We had lunch at a remote rest stop where I had a tasty lamb and mint sauce sandwich (seemed apt since we were in sheep country), and then continued on through hills until we headed closer to the coast. I must admit I fell asleep for part of this, waking an hour before we got Wellington. I was in time to see us hug the coastline and then turn inland through Wellington suburbs.

I ventured out into the city for dinner, trying some green lip mussels. (They really do have a green color around the edge of shell, and are much bigger and somewhat chewier than the mussels you get in the US or Europe.)


From what I’ve seen so far, I really like Wellington!

Eggs Gone Bad

Monday morning I took a three and a half hour bus ride from Auckland to Rotorua. The countryside as we approached Rotorua was filled with green hills of a shape I haven’t seen elsewhere. I can only figure they are a product of the area’s geothermal/volcanic activity. They are smallish in terms of the circumference of the base, but very steep with a very rounded top. Many looked like they should have to entrance to a hobbit house peering out, not surprising since the Hobbiton set wasn’t that far away from part of the bus’s itinerary.

The host of my B&B picked me up and suggested some activities for the afternoon.
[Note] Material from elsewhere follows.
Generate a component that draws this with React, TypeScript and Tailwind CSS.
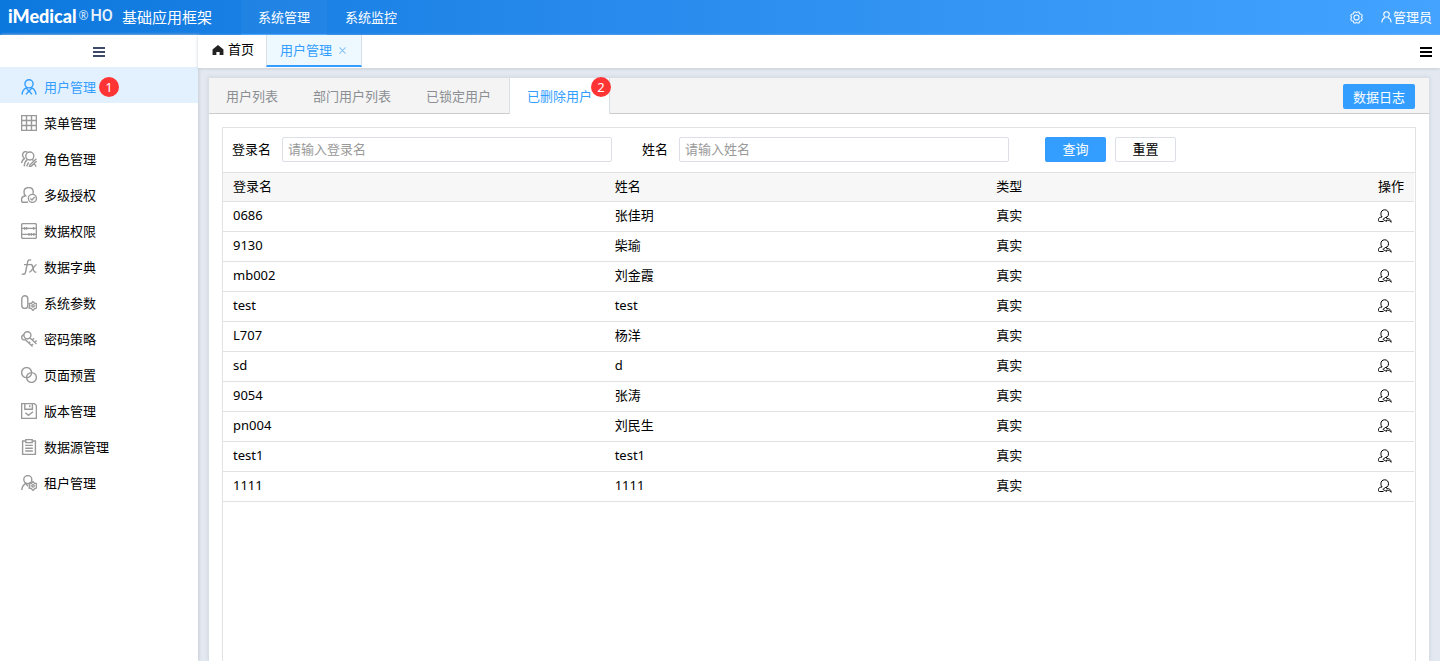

I took a great hour walk to get back to downtown, starting out through anyone forest and then passing through several (smelly) areas of geothermal activity called Sulfur Bay. It’s called that for a reason – parts of Rotorua where you can see steam escaping from the earth smell like rotten eggs due to the sulfur content in the escaping vapor. I was really excited to walk through these area but also terrified, as it wasn’t always easy to distinguish the gravel of the path with the gravel of the unstable dangerous ground. Not surprisingly however, I made it through in one piece and without accidentally putting my foot through unstable ground into an acidic and scalding basin of water.

I then took a little bus tour to orient must to the city. I wrapped up the evening pretty early – it’s been a lot of early mornings.